======== Data segment

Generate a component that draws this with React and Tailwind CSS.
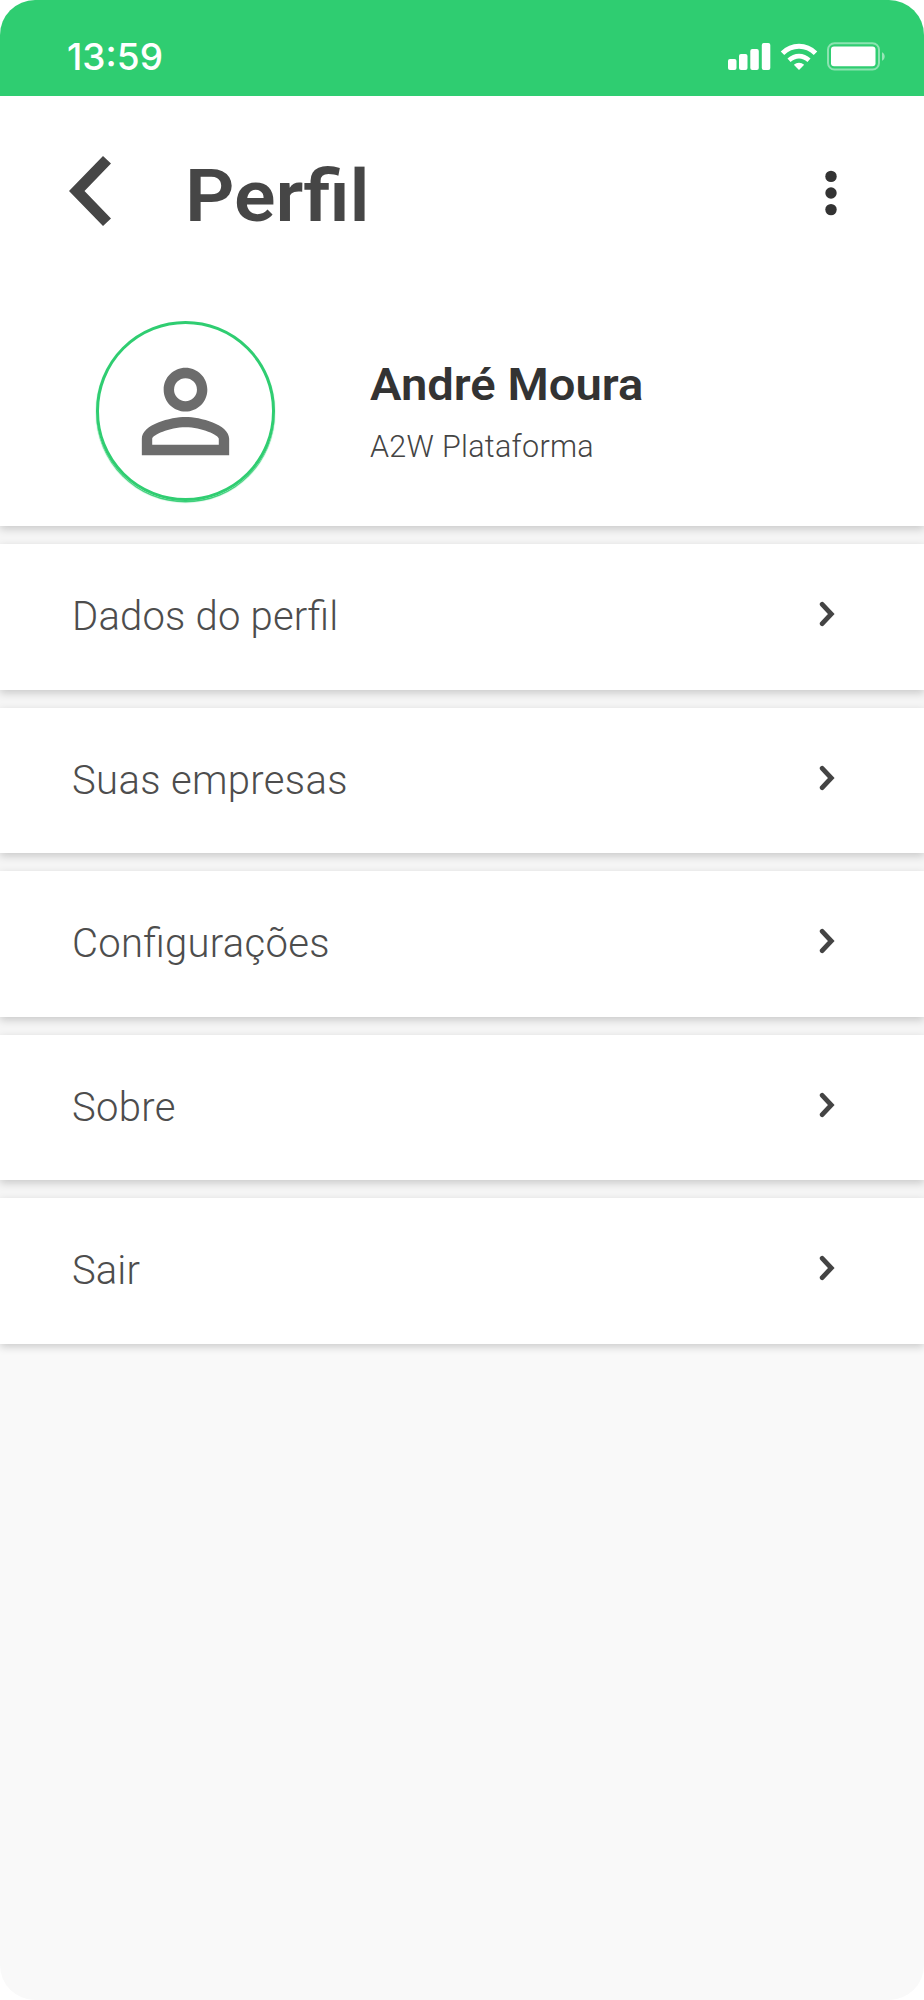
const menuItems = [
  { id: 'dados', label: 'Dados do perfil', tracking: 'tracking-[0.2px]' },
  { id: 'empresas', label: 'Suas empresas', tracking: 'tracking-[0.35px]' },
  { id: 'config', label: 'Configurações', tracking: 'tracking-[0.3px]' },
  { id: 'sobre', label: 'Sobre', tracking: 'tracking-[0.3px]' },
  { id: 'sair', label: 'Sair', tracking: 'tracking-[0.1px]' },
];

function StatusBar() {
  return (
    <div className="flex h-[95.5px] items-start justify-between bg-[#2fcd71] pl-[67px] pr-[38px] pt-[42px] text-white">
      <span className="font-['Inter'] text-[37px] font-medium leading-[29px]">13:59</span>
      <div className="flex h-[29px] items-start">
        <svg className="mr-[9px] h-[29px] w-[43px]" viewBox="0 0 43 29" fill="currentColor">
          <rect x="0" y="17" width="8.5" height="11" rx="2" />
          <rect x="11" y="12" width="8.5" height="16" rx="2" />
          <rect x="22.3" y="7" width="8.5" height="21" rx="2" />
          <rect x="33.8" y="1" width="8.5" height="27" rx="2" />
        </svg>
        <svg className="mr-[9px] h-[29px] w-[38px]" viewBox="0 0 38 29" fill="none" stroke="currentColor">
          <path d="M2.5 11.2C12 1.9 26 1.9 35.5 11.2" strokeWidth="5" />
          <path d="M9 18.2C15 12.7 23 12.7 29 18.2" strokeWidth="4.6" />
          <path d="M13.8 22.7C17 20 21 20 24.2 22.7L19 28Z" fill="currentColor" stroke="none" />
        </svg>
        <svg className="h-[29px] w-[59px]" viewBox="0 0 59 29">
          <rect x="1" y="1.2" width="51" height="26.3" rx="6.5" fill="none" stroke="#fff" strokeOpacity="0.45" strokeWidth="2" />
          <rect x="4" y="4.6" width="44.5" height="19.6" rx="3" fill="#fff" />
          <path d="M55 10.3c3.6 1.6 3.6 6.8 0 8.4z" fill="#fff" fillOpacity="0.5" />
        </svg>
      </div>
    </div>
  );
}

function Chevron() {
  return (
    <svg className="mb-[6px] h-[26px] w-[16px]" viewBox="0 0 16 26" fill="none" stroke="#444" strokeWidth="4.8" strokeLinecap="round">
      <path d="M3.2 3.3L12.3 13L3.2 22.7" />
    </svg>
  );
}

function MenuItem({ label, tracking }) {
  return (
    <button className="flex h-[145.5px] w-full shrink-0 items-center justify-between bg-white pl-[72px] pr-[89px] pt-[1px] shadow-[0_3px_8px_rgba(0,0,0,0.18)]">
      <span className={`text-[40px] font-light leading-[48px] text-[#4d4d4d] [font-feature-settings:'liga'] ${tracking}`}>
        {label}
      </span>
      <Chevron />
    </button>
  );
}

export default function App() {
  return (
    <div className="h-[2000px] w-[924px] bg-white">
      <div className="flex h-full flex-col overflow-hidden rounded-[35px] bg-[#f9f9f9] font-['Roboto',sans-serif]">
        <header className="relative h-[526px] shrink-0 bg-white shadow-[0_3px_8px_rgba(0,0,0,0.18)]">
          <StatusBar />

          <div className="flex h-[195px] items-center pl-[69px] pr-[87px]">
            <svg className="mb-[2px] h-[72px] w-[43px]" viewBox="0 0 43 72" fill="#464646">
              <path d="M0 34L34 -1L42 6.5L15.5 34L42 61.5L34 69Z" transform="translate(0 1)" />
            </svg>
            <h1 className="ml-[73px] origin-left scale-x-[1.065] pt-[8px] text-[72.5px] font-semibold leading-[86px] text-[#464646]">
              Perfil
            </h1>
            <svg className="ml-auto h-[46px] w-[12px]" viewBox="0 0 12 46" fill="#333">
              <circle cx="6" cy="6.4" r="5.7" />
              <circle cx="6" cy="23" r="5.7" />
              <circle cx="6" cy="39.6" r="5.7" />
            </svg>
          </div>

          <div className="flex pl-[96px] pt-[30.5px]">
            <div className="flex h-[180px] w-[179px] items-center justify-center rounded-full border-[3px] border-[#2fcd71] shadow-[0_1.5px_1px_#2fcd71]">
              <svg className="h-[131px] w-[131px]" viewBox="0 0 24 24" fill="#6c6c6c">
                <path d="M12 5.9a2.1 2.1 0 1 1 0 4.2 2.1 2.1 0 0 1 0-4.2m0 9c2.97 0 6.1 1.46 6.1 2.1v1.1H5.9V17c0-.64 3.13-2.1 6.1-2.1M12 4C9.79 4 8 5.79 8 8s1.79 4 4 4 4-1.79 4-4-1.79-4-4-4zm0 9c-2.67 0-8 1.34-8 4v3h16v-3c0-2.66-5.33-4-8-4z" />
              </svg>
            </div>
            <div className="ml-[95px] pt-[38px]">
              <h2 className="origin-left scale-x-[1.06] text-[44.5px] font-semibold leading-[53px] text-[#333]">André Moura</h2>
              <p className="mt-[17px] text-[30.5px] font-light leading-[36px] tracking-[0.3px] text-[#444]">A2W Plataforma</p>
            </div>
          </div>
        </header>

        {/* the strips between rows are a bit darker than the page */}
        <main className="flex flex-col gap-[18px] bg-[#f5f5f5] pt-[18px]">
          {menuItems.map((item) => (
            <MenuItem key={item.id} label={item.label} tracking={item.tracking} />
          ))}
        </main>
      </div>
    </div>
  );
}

================

▶ [Instructions to follow]:
Quote the data above in full, leaving out the pictures it holds.

▶ [The reply]:
Generate a component that draws this with React and Tailwind CSS.
const menuItems = [
  { id: 'dados', label: 'Dados do perfil', tracking: 'tracking-[0.2px]' },
  { id: 'empresas', label: 'Suas empresas', tracking: 'tracking-[0.35px]' },
  { id: 'config', label: 'Configurações', tracking: 'tracking-[0.3px]' },
  { id: 'sobre', label: 'Sobre', tracking: 'tracking-[0.3px]' },
  { id: 'sair', label: 'Sair', tracking: 'tracking-[0.1px]' },
];

function StatusBar() {
  return (
    <div className="flex h-[95.5px] items-start justify-between bg-[#2fcd71] pl-[67px] pr-[38px] pt-[42px] text-white">
      <span className="font-['Inter'] text-[37px] font-medium leading-[29px]">13:59</span>
      <div className="flex h-[29px] items-start">
        <svg className="mr-[9px] h-[29px] w-[43px]" viewBox="0 0 43 29" fill="currentColor">
          <rect x="0" y="17" width="8.5" height="11" rx="2" />
          <rect x="11" y="12" width="8.5" height="16" rx="2" />
          <rect x="22.3" y="7" width="8.5" height="21" rx="2" />
          <rect x="33.8" y="1" width="8.5" height="27" rx="2" />
        </svg>
        <svg className="mr-[9px] h-[29px] w-[38px]" viewBox="0 0 38 29" fill="none" stroke="currentColor">
          <path d="M2.5 11.2C12 1.9 26 1.9 35.5 11.2" strokeWidth="5" />
          <path d="M9 18.2C15 12.7 23 12.7 29 18.2" strokeWidth="4.6" />
          <path d="M13.8 22.7C17 20 21 20 24.2 22.7L19 28Z" fill="currentColor" stroke="none" />
        </svg>
        <svg className="h-[29px] w-[59px]" viewBox="0 0 59 29">
          <rect x="1" y="1.2" width="51" height="26.3" rx="6.5" fill="none" stroke="#fff" strokeOpacity="0.45" strokeWidth="2" />
          <rect x="4" y="4.6" width="44.5" height="19.6" rx="3" fill="#fff" />
          <path d="M55 10.3c3.6 1.6 3.6 6.8 0 8.4z" fill="#fff" fillOpacity="0.5" />
        </svg>
      </div>
    </div>
  );
}

function Chevron() {
  return (
    <svg className="mb-[6px] h-[26px] w-[16px]" viewBox="0 0 16 26" fill="none" stroke="#444" strokeWidth="4.8" strokeLinecap="round">
      <path d="M3.2 3.3L12.3 13L3.2 22.7" />
    </svg>
  );
}

function MenuItem({ label, tracking }) {
  return (
    <button className="flex h-[145.5px] w-full shrink-0 items-center justify-between bg-white pl-[72px] pr-[89px] pt-[1px] shadow-[0_3px_8px_rgba(0,0,0,0.18)]">
      <span className={`text-[40px] font-light leading-[48px] text-[#4d4d4d] [font-feature-settings:'liga'] ${tracking}`}>
        {label}
      </span>
      <Chevron />
    </button>
  );
}

export default function App() {
  return (
    <div className="h-[2000px] w-[924px] bg-white">
      <div className="flex h-full flex-col overflow-hidden rounded-[35px] bg-[#f9f9f9] font-['Roboto',sans-serif]">
        <header className="relative h-[526px] shrink-0 bg-white shadow-[0_3px_8px_rgba(0,0,0,0.18)]">
          <StatusBar />

          <div className="flex h-[195px] items-center pl-[69px] pr-[87px]">
            <svg className="mb-[2px] h-[72px] w-[43px]" viewBox="0 0 43 72" fill="#464646">
              <path d="M0 34L34 -1L42 6.5L15.5 34L42 61.5L34 69Z" transform="translate(0 1)" />
            </svg>
            <h1 className="ml-[73px] origin-left scale-x-[1.065] pt-[8px] text-[72.5px] font-semibold leading-[86px] text-[#464646]">
              Perfil
            </h1>
            <svg className="ml-auto h-[46px] w-[12px]" viewBox="0 0 12 46" fill="#333">
              <circle cx="6" cy="6.4" r="5.7" />
              <circle cx="6" cy="23" r="5.7" />
              <circle cx="6" cy="39.6" r="5.7" />
            </svg>
          </div>

          <div className="flex pl-[96px] pt-[30.5px]">
            <div className="flex h-[180px] w-[179px] items-center justify-center rounded-full border-[3px] border-[#2fcd71] shadow-[0_1.5px_1px_#2fcd71]">
              <svg className="h-[131px] w-[131px]" viewBox="0 0 24 24" fill="#6c6c6c">
                <path d="M12 5.9a2.1 2.1 0 1 1 0 4.2 2.1 2.1 0 0 1 0-4.2m0 9c2.97 0 6.1 1.46 6.1 2.1v1.1H5.9V17c0-.64 3.13-2.1 6.1-2.1M12 4C9.79 4 8 5.79 8 8s1.79 4 4 4 4-1.79 4-4-1.79-4-4-4zm0 9c-2.67 0-8 1.34-8 4v3h16v-3c0-2.66-5.33-4-8-4z" />
              </svg>
            </div>
            <div className="ml-[95px] pt-[38px]">
              <h2 className="origin-left scale-x-[1.06] text-[44.5px] font-semibold leading-[53px] text-[#333]">André Moura</h2>
              <p className="mt-[17px] text-[30.5px] font-light leading-[36px] tracking-[0.3px] text-[#444]">A2W Plataforma</p>
            </div>
          </div>
        </header>

        {/* the strips between rows are a bit darker than the page */}
        <main className="flex flex-col gap-[18px] bg-[#f5f5f5] pt-[18px]">
          {menuItems.map((item) => (
            <MenuItem key={item.id} label={item.label} tracking={item.tracking} />
          ))}
        </main>
      </div>
    </div>
  );
}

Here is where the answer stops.